Des sources égyptiennes rapportent que de nombreux contacts ont été établis entre la présidence et le renseignement égyptiens d’une part, et les dirigeants saoudiens et émiratis de l'autre, au sujet de la Libye.
L’Arabie saoudite et les Émirats arabes unis ont encouragé l’action militaire et des ambitions économiques du Caire par rapport à la Libye, et se sont dit favorables à une intervention militaire égyptienne pour mettre fin au conflit entre le gouvernement de l’union national et les forces du général Khalifa Haftar.
Ces sources ajoutent que le président égyptien Abdel Fattah al-Sissi a reçu des comptes rendus de l’armée, du renseignement militaire et de son ministère des Affaires étrangères qui ont évalué la question d’une intervention militaire égyptienne en Libye. Certaines de ces analyses mettent en garde contre les conséquences d’une telle action qu’elles ont qualifiée de « bourbier » ou de « piège », d’autant plus qu’à l’heure actuelle la question éthiopienne et le problème du barrage de la Renaissance (sur le Nil bleu) constituent les priorités stratégiques de l’Égypte.
Les auteurs de l’une de ces analyses proposent au président Sissi de mettre ses forces armées, surtout la marine et l’armée de l’air, en état d’alerte mais de n’intervenir que de manière limitée mais forte contre quelques positions des forces turques et du gouvernement de l’Union nationale, à la seule condition que la situation se complique dans les deux zones libyennes d’al-Djoufrah et de Syrte. Ils demandent à Sissi d’éviter une intervention terrestre directe en Libye.
Selon les observateurs, l’un des objectifs d’une telle action militaire serait d’envoyer un message très fort au gouvernement éthiopien en ce qui concerne les litiges du Nil bleu.
Selon un autre scénario, l’Égypte pourrait se contenter de constituer une base militaire dans l’est de la Libye pour s’assurer d’un bon contrôle de la situation sur le terrain. Dans ce cadre, l’armée égyptienne pourrait profiter de cette base militaire pour former une « armée tribale » favorable aux intérêts du Caire. Les forces du général Khalifa Haftar pourraient être le noyau principal de cette armée dont l’existence permettrait à Sissi de limiter le niveau d’engagement de l’armée égyptienne en Libye.

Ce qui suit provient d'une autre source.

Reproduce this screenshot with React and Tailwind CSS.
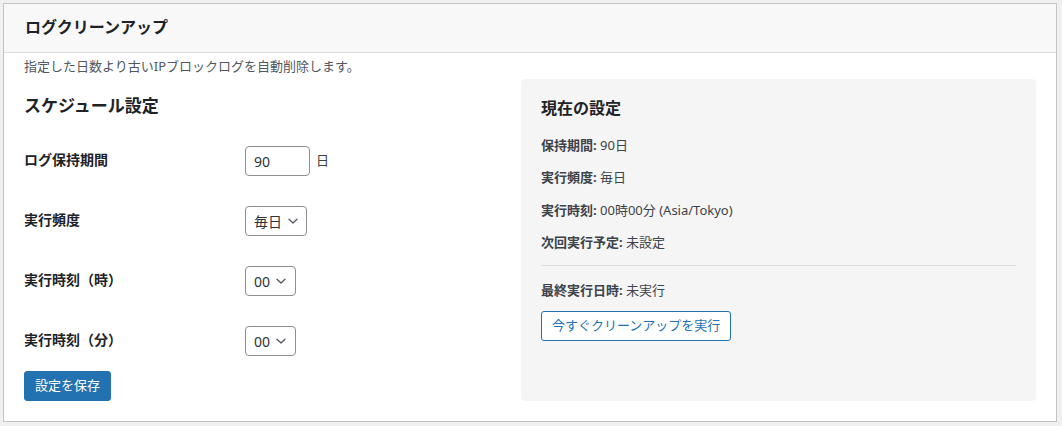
import React from "react";

const font = { fontFamily: '"Noto Sans", "Noto Sans CJK JP", sans-serif' };

function Chevron() {
  return (
    <svg width="12" height="12" viewBox="0 0 12 12" className="ml-[5px]" fill="none">
      <path d="M2 4.2 L6 8 L10 4.2" stroke="#50575e" strokeWidth="1.3" strokeLinecap="round" strokeLinejoin="round" />
    </svg>
  );
}

function Select({ value, w }) {
  return (
    <div className={`flex items-center h-[30px] ${w} pl-[8px] border border-[#8c8f94] rounded-[4px] bg-white text-[14px] text-[#2c3338]`}>
      <span>{value}</span>
      <Chevron />
    </div>
  );
}

function Row({ label, children }) {
  return (
    <div className="flex items-center h-[60px]">
      <div className="w-[221px] text-[14px] font-bold text-[#1d2327] -mt-[4px]">{label}</div>
      <div className="flex items-center">{children}</div>
    </div>
  );
}

function Info({ k, v }) {
  return (
    <div className="text-[13px] text-[#3c434a] leading-[20px] h-[32.3px]">
      <span className="font-bold">{k}:</span> {v}
    </div>
  );
}

export default function App() {
  return (
    <div className="w-[1062px] h-[426px] bg-[#f0f0f1] pt-[3px] pl-[3px]" style={font}>
      <div className="w-[1054px] h-[419px] bg-white border border-[#c3c4c7]">
        <div className="h-[49px] bg-[#f8f8f8] border-b border-[#dcdcde] flex items-center px-[21px]">
          <h1 className="text-[16px] font-bold text-[#1d2327] -mt-[2px]">ログクリーンアップ</h1>
        </div>
        <div className="px-[20px]">
          <p className="text-[13px] text-[#50575e] leading-[20px] pt-[3px]">
            指定した日数より古いIPブロックログを自動削除します。
          </p>
          <div className="flex mt-[3px] gap-[20px]">
            <div className="w-[477px]">
              <h2 className="text-[17px] font-bold text-[#1d2327] mt-[15px] leading-[24px]">スケジュール設定</h2>
              <div className="mt-[13px]">
                <Row label="ログ保持期間">
                  <div className="flex items-center h-[30px] w-[65px] pl-[8px] border border-[#8c8f94] rounded-[4px] bg-white text-[14px] text-[#2c3338]">90</div>
                  <span className="ml-[6px] text-[13px] text-[#3c434a]">日</span>
                </Row>
                <Row label="実行頻度">
                  <Select value="毎日" w="w-[62px]" />
                </Row>
                <Row label="実行時刻（時）">
                  <Select value="00" w="w-[51px]" />
                </Row>
                <Row label="実行時刻（分）">
                  <Select value="00" w="w-[51px]" />
                </Row>
              </div>
              <button className="h-[30px] px-[10px] bg-[#2271b1] text-white text-[13px] rounded-[3px] border border-[#2271b1]">
                設定を保存
              </button>
            </div>
            <div className="flex-1 h-[322px] bg-[#f5f5f5] rounded-[4px] px-[20px] pt-[18px]">
              <h3 className="text-[16px] font-bold text-[#1d2327] leading-[22px]">現在の設定</h3>
              <div className="mt-[16px]">
                <Info k="保持期間" v="90日" />
                <Info k="実行頻度" v="毎日" />
                <Info k="実行時刻" v="00時00分 (Asia/Tokyo)" />
                <Info k="次回実行予定" v="未設定" />
              </div>
              <div className="border-t border-[#dcdcde] mt-[1px]" />
              <div className="mt-[14px]">
                <Info k="最終実行日時" v="未実行" />
              </div>
              <button className="mt-[-11px] h-[30px] px-[10px] bg-white text-[#2271b1] text-[13px] rounded-[3px] border border-[#2271b1]">
                今すぐクリーンアップを実行
              </button>
            </div>
          </div>
        </div>
      </div>
    </div>
  );
}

En ce qui concerne la position des Émirats arabes unis, des sources diplomatiques égyptienne estiment que suite aux défaites successives de Haftar sur le terrain, les Émiratis préfèrent que l’Égypte prenne l’initiative dans les régions orientales de la Libye. Mais il existe aussi des divergences entre Le Caire et Abou Dhabi: Sissi souhaite donner une nouvelle chance à Khalifa Haftar pour reprendre en main la situation, tandis que le prince héritier d’Abou Dhabi, Mohammed ben Zayed, estime, selon certaines sources, que Haftar a gaspillé toutes les aides qu’ils a reçues de la part des Émiratis. D’autant plus qu’Abou Dhabi semble préférer le président de la Chambre des représentants à Tobrouk, Aguila Salah Issa, à Khalifa Haftar.
Pourtant au Caire, les observateurs croient que l’Arabie saoudite et les Émirats arabes unis n’ont plus aucune confiance aux personnalités politiques libyennes et craignent qu’elles finissent par commettre les mêmes erreurs que Khalifa Haftar.
En tout état de cause, des sources diplomatiques égyptiennes croient qu’il est peu probable que Le Caire réalise dans un proche avenir son projet d’intervention militaire en Libye, car Sissi ne veut pas entrer en guerre, pour une durée relativement longue, contre la Turquie et le gouvernement de l’union nationale à Tripoli, reconnu par la communauté internationale, d’autant plus qu'Ankara et Tripoli envoient des signaux pour montrer qu’il seraient prêts à négocier avec le Caire au sujet de l’élimination de Haftar de la scène politique du pays.